3. Changes in API Versions: APIs are often updated and new versions are released to introduce new features or improve performance. However, changes in API versions can lead to compatibility issues with existing applications. If the necessary updates or modifications are not made on the client-side, it can result in API failures.
4. Insufficient Error Handling: APIs should have robust error handling mechanisms to handle unexpected scenarios. If an API does not provide clear and informative error messages, it can be challenging for developers to identify and troubleshoot issues. This can lead to prolonged API failures and delays in resolving them.
5. Excessive API Usage: APIs may have usage limits or rate limits to prevent abuse or overloading of the system. If an application exceeds these limits, it can result in API failures. This can occur when a sudden increase in traffic overwhelms the API or when an application does not properly manage its API usage.
Impact of API Failure
1. Downtime and Service Disruption: API failures can lead to downtime and service disruptions for applications relying on the API. This can have a significant impact on businesses, causing loss of revenue, decreased user satisfaction, and damage to the brand reputation.
2. Data Inconsistency: When an API fails, it may result in incomplete or inconsistent data being exchanged between applications.
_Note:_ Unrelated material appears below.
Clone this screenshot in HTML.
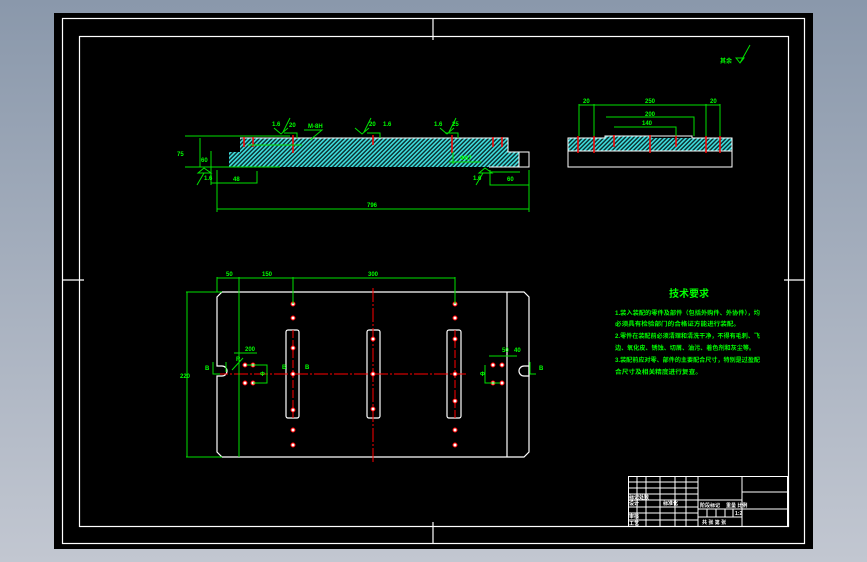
<!DOCTYPE html>
<html><head><meta charset="utf-8"><style>
html,body{margin:0;padding:0;width:867px;height:562px;overflow:hidden;background:linear-gradient(#8a98ab,#c2c7d1);}
svg{position:absolute;left:0;top:0}
text{font-family:"Liberation Sans","Noto Sans CJK SC",sans-serif;fill:#00ff00;font-weight:bold}
</style></head><body>
<svg width="867" height="562" viewBox="0 0 867 562">
<defs>
<pattern id="h" width="3" height="3" patternUnits="userSpaceOnUse" patternTransform="rotate(45)">
<rect width="3" height="3" fill="#0a2a2a"/><rect width="1.6" height="3" fill="#3fe0e0"/>
</pattern>
</defs>
<rect x="54" y="13" width="759" height="536" fill="#000"/>
<g fill="none" stroke="#fff" stroke-width="1.2">
<rect x="62.5" y="18.5" width="742" height="525"/>
<rect x="79.5" y="36.5" width="709" height="490"/>
<path d="M62 280H84M784 280H805M433 18V40M433 522V544"/>
</g>
<!-- section view -->
<g>
<path d="M240 138H508V152H489V167H257V152H240Z" fill="url(#h)"/>
<rect x="229" y="152" width="28" height="15" fill="url(#h)"/>
<rect x="489" y="152" width="30" height="15" fill="url(#h)"/>
<g fill="none" stroke="#fff" stroke-width="1">
<path d="M240 138H508V152H519V167H489"/>
<rect x="519" y="152" width="10" height="15"/>
</g>
<g stroke="#f00" stroke-width="1.5">
<path d="M244 137V147M253 137V147M293 135V153M373 135V145M452 135V153M493 137V147M502 137V147"/>
</g>
<g stroke="#00e000" stroke-width="1" fill="none">
<path d="M185 136H290M200 138V167M185 167H280M211 151V185M211 183H257V171M217 170V212M529 170V212M217 209H529M490 170V185H529M490 172H520M248 145H302M449 162H481M453 152V164M274 128L281 134 288 128M355 128L362 134 369 128M440 128L447 134 454 128M284 133H297V138M367 133H380V138M445 133H458V138M304 130H322L310 140M283 132L290 118M364 132L371 118M449 132L456 118M204 168L198 173 211 173ZM485 168L479 173 492 173ZM197 185L204 173M476 185L483 173"/>
</g>
<g font-size="6">
<text x="177" y="156">75</text><text x="201" y="162">60</text><text x="204" y="180">1.6</text>
<text x="233" y="181">48</text><text x="272" y="126">1.6</text><text x="289" y="127">20</text>
<text x="308" y="128">M-8H</text><text x="369" y="126">20</text><text x="383" y="126">1.6</text>
<text x="434" y="126">1.6</text><text x="452" y="126">25</text><text x="460" y="160">Φ67</text>
<text x="473" y="180">1.6</text><text x="507" y="181">60</text><text x="367" y="207">796</text>
</g>
</g>
<!-- side view -->
<g>
<path d="M568 138H605V136H652V138H732V151H568Z" fill="url(#h)"/>
<g fill="none" stroke="#fff" stroke-width="1">
<path d="M568 138H605V136H692V138H732V167H568ZM568 151H732"/>
</g>
<g stroke="#f00" stroke-width="1.5"><path d="M578 136V153M594 136V153M614 135V147M650 135V153M676 135V147M706 136V153M720 136V153"/></g>
<g stroke="#00e000" stroke-width="1" fill="none">
<path d="M579 105H720M579 104V136M594 104V136M706 104V136M720 104V136M606 117H694V136M614 127H676V136M736 58L740 63 744 58ZM740 63L750 45"/>
</g>
<g font-size="6"><text x="583" y="103">20</text><text x="645" y="103">250</text><text x="710" y="103">20</text><text x="645" y="116">200</text><text x="642" y="125">140</text><text x="720" y="63">其余</text></g>
</g>
<!-- top view -->
<g fill="none" stroke="#fff" stroke-width="1.2">
<path d="M222 292H524L529 297V452L524 457H222L217 452V376H222A5 5 0 0 0 222 366H217V297Z"/>
<path d="M524 366H529V376H524A5 5 0 0 1 524 366Z"/>
<rect x="286" y="330" width="13" height="88" rx="2"/>
<rect x="367" y="330" width="13" height="88" rx="2"/>
<rect x="447" y="330" width="14" height="88" rx="2"/>
<path d="M507 292V457"/>
</g>
<g stroke="#f00" stroke-width="1" fill="none">
<path d="M214 374H466" stroke-dasharray="14 2 2 2"/>
<path d="M373 288V462" stroke-dasharray="14 2 2 2"/>
<path d="M455 330V418M293 330V418" stroke-dasharray="8 2"/>
</g>
<g fill="#fff" stroke="#f00" stroke-width="1">
<circle cx="293" cy="304" r="2"/><circle cx="293" cy="318" r="2"/><circle cx="293" cy="348" r="2"/><circle cx="293" cy="374" r="2"/><circle cx="293" cy="410" r="2"/><circle cx="293" cy="430" r="2"/><circle cx="293" cy="445" r="2"/>
<circle cx="373" cy="339" r="2"/><circle cx="373" cy="374" r="2"/><circle cx="373" cy="409" r="2"/>
<circle cx="455" cy="304" r="2"/><circle cx="455" cy="318" r="2"/><circle cx="455" cy="339" r="2"/><circle cx="455" cy="374" r="2"/><circle cx="455" cy="401" r="2"/><circle cx="455" cy="430" r="2"/><circle cx="455" cy="445" r="2"/>
<circle cx="245" cy="365" r="2"/><circle cx="253" cy="365" r="2"/><circle cx="245" cy="383" r="2"/><circle cx="253" cy="383" r="2"/>
<circle cx="493" cy="365" r="2"/><circle cx="502" cy="365" r="2"/><circle cx="493" cy="383" r="2"/><circle cx="502" cy="383" r="2"/>
</g>
<g stroke="#00e000" stroke-width="1" fill="none">
<path d="M217 278H455M217 277V292M239 277V457M293 277V304M455 277V304M186 292H222M186 457H222M187 292V457M247 365H267V383H253M234 353H257M485 365H485V383H500M489 356H517M213 362V374H220M530 362V374H536M226 362V372M243 358L232 370"/>
</g>
<g font-size="6"><text x="226" y="276">50</text><text x="262" y="276">150</text><text x="368" y="276">300</text><text x="180" y="378">220</text>
<text x="245" y="351">200</text><text x="236" y="361">R</text><text x="502" y="352">50</text><text x="514" y="352">40</text><text x="205" y="370">B</text><text x="539" y="370">B</text>
<text x="282" y="369">B</text><text x="305" y="369">B</text><text x="260" y="376">Φ</text><text x="480" y="376">Φ</text></g>
<!-- tech requirements -->
<g font-size="6"><text x="669" y="297" font-size="10">技术要求</text>
<text x="615" y="315" textLength="145" lengthAdjust="spacingAndGlyphs">1.装入装配的零件及部件（包括外购件、外协件），均</text>
<text x="615" y="326" textLength="125" lengthAdjust="spacingAndGlyphs">必须具有检验部门的合格证方能进行装配。</text>
<text x="615" y="338" textLength="145" lengthAdjust="spacingAndGlyphs">2.零件在装配前必须清理和清洗干净，不得有毛刺、飞</text>
<text x="615" y="350" textLength="140" lengthAdjust="spacingAndGlyphs">边、氧化皮、锈蚀、切屑、油污、着色剂和灰尘等。</text>
<text x="615" y="362" textLength="145" lengthAdjust="spacingAndGlyphs">3.装配前应对零、部件的主要配合尺寸，特别是过盈配</text>
<text x="615" y="374" textLength="87" lengthAdjust="spacingAndGlyphs">合尺寸及相关精度进行复查。</text></g>
<!-- title block -->
<g stroke="#fff" stroke-width="1" fill="none">
<rect x="628.5" y="476.5" width="159" height="50"/>
<path d="M628 482H698M628 488H698M628 494H698M628 500H698M628 507H698M628 513H698M628 520H698M637 476V526M646 476V526M660 476V526M675 476V526M686 476V526M698 476V526M742 476V526M698 500H742M698 509H742M698 517H742M742 492H788M742 509H788M707 509V517M716 509V517M725 509V517M733 509V517"/>
</g>
<g font-size="5" style="fill:#fff"><text x="629" y="499" style="fill:#fff">标记处数</text><text x="700" y="507" style="fill:#fff">阶段标记</text><text x="726" y="507" style="fill:#fff">重量 比例</text><text x="735" y="515" style="fill:#fff">1:2</text><text x="702" y="524" style="fill:#fff">共 张 第 张</text><text x="629" y="505" style="fill:#fff">设计</text><text x="629" y="518" style="fill:#fff">审核</text><text x="629" y="525" style="fill:#fff">工艺</text><text x="663" y="505" style="fill:#fff">标准化</text></g>
</svg>
</body></html>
This can lead to data integrity issues and incorrect results, affecting the overall functionality of the systems relying on the API.
3. Delayed Development and Integration: API failures can cause delays in the development and integration of applications. Developers may need to spend additional time troubleshooting and resolving API issues, which can impact project timelines and delivery schedules.
4. Increased Support and Maintenance Efforts: API failures require additional support and maintenance efforts to identify and resolve the underlying issues. This can increase the workload for development and operations teams, diverting resources from other critical tasks.
API failure can occur due to various reasons, including infrastructure issues, software bugs, changes in API versions, insufficient error handling, and excessive API usage. The impact of API failures can range from service disruptions and data inconsistencies to delayed development and increased support efforts. It is crucial for organizations to have robust monitoring, testing, and error handling mechanisms in place to minimize the occurrence of API failures and mitigate their impact when they do occur.